There is widespread dissatisfaction with estate agents, a report by the Office of Fair Trading has concluded.
The OFT stops short of recommending licensing for the sector
Sellers commonly complain that estate agents do not do enough work to justify their fee or cause sales to be delayed.
Buyers' gripes centre on misleading property descriptions or the failure to pass on offers to the seller.
In its report, the OFT warns estate agents that they could be forced to join a compulsory code of conduct if they do not improve their standards.
The OFT also recommends changes to the Estate Agents Act.
It says this is necessary to protect consumers and drive out those "unfit to practice" and to "combat bad conduct".
More competition over fees is also needed, the report concludes.
The OFT said fees often appeared fixed, and there was more scope for competition on price.
At present, there is widespread use of fixed "pricing points", with the majority of fees being set at a quarter-point increments between 1% and 2%.
The OFT recommends estate agents should be required to maintain written records of offers to ensure that all offers are being passed on.
The Consumers' Association criticised the report's findings, saying it fell "woefully short" of what was needed to protect consumers in what was for many people their biggest financial decision.
Emma Harrison, senior public affairs adviser, said: "After two years of investigation we expected the OFT's recommendations to be stronger. Not only has this done little to ensure adequate levels of consumer protection but has also left the industry open to rogue traders."

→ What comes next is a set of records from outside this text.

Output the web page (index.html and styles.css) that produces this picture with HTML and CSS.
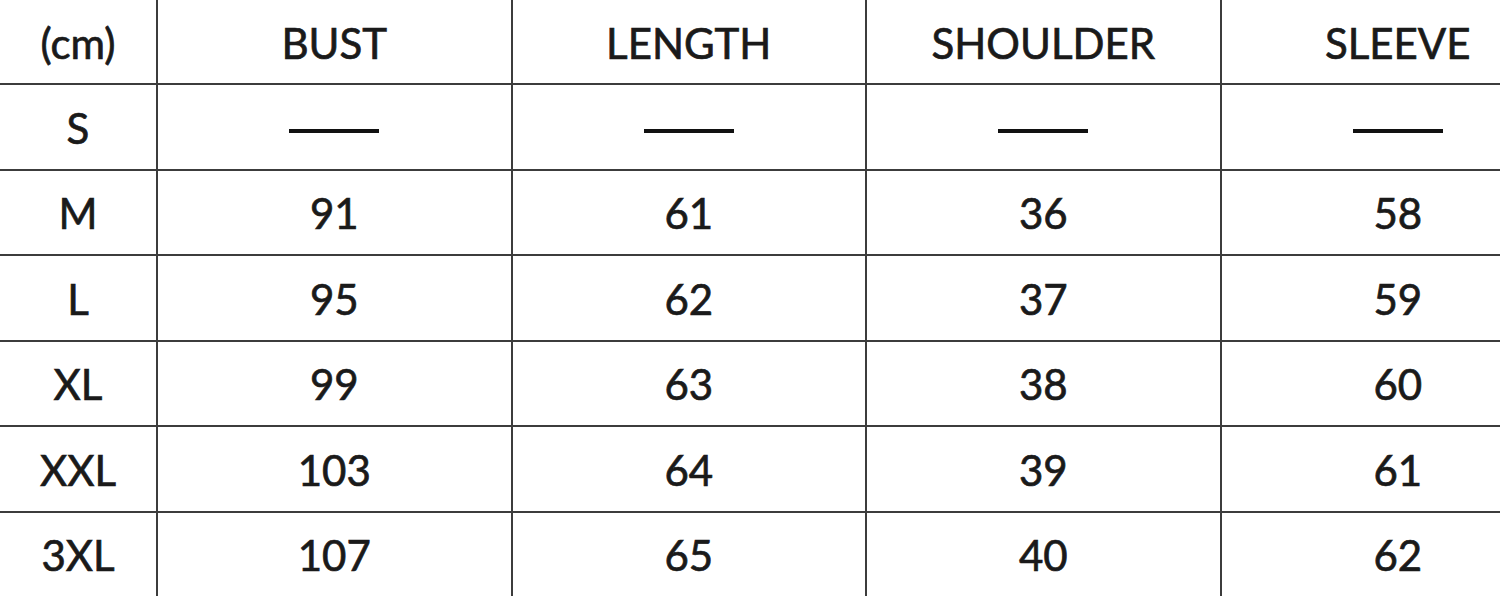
FILE: index.html
```html
<!DOCTYPE html>
<html>
<head>
<meta charset="utf-8">
<link rel="stylesheet" href="styles.css">
</head>
<body>
<div class="chart">
  <div class="cell">(cm)</div><div class="cell">BUST</div><div class="cell">LENGTH</div><div class="cell">SHOULDER</div><div class="cell last">SLEEVE</div>
  <div class="cell">S</div><div class="cell"><span class="dash"></span></div><div class="cell"><span class="dash"></span></div><div class="cell"><span class="dash"></span></div><div class="cell last"><span class="dash"></span></div>
  <div class="cell">M</div><div class="cell">91</div><div class="cell">61</div><div class="cell">36</div><div class="cell last">58</div>
  <div class="cell">L</div><div class="cell">95</div><div class="cell">62</div><div class="cell">37</div><div class="cell last">59</div>
  <div class="cell">XL</div><div class="cell">99</div><div class="cell">63</div><div class="cell">38</div><div class="cell last">60</div>
  <div class="cell">XXL</div><div class="cell">103</div><div class="cell">64</div><div class="cell">39</div><div class="cell last">61</div>
  <div class="cell">3XL</div><div class="cell">107</div><div class="cell">65</div><div class="cell">40</div><div class="cell last">62</div>
</div>
</body>
</html>
```
FILE: styles.css
```css
html, body {
  margin: 0;
  padding: 0;
  background: #fff;
  overflow: hidden;
  width: 1500px;
  height: 596px;
}
.chart {
  display: grid;
  grid-template-columns: 158px repeat(3, 354.5px) 1fr;
  grid-template-rows: 85px repeat(6, 85.5px);
  width: 1500px;
  font-family: "Lato", "Liberation Sans", sans-serif;
  font-size: 42px;
  color: #1a1a1a;
  -webkit-text-stroke: 0.7px #1a1a1a;
}
.cell {
  display: flex;
  align-items: center;
  justify-content: center;
  border-right: 2px solid #3c3c3c;
  border-bottom: 2px solid #3c3c3c;
  padding-top: 2px;
  box-sizing: border-box;
  overflow: hidden;
}
.cell.last {
  border-right: none;
  padding-left: 74px;
}
.dash {
  display: block;
  width: 90px;
  height: 4px;
  background: #111;
  margin-top: 6px;
}
```
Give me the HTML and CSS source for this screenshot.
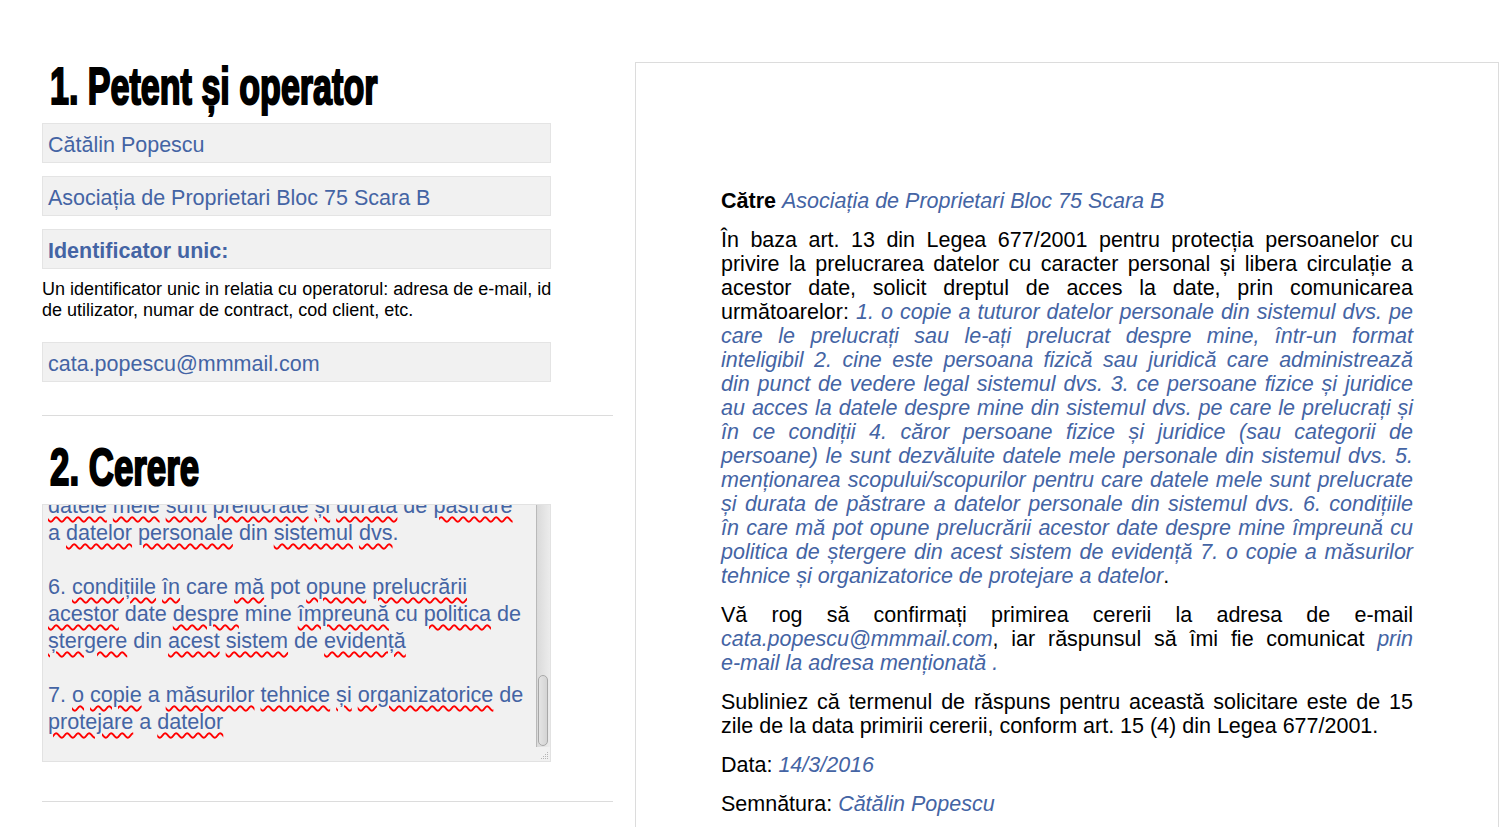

The report is the result of a 21-month inquiry into the way estate agents treat home buyers and sellers in England and Wales.
The study was launched by the OFT after a rise in complaints from consumers about the service they received from agents.
The OFT report shies away from imposing a compulsory licensing regime. Instead it favours "better and more widespread self-regulation".
Sellers should shop around and negotiate fees
Estate agents should provide fees quoted both in percentages and in real money
OFT to launch a consumer information campaign to raise awareness of shopping around and negotiating fees
Estate agents should be required to maintain written records of offers
Enforcement agencies should be given more powers
It must be made clear that the Act covers new ways of buying and selling
Estate agency contracts must be clearer and written in plain English
While there are a number of codes governing the work of estate agents there is only one - the code of the Ombudsman for Estate Agents - that has been approved by the OFT.
It covers only 36% of estate agents.
"If voluntary codes of practice do not achieve the desired results the case for a statutory scheme should be considered," the OFT warned.
The National Association of Estate Agents (NAEA) said it was disappointed by the approach taken by the OFT.
Peter Bolton King, chief executive, said: "We believe the OFT should have listened to us and taken their recommendations further with the introduction of minimum qualifications and self regulatory licensing."
More than nine out of 10 people buying and selling a home in England and Wales use an estate agent.
In the course of its investigations, the OFT interviewed 1,000 buyers and 1,000 sellers, and about 500 estate agency offices responded to a questionnaire.
It found a quarter of recent sellers said they were dissatisfied with the service they received from their estate agent, citing poor value for money, delays in the sale and inadequate communication.
The report also identifies serious complaints about agents failing to declare a personal interest, passing on offers and suggestions that buyers would be more successful if they bought financial services tied to their agent.
John Vickers, OFT chairman, said: "There is widespread public dissatisfaction about the market for estate agency services. Necessary change includes sharper price competition, more effective regulation and higher industry standards."
The year before the inquiry was launched, 5,500 complaints were made to the Ombudsman for Estate Agents, an increase of 25% on the previous year.
An additional 5,000 complaints were made to trading standards offices, mostly about selling techniques.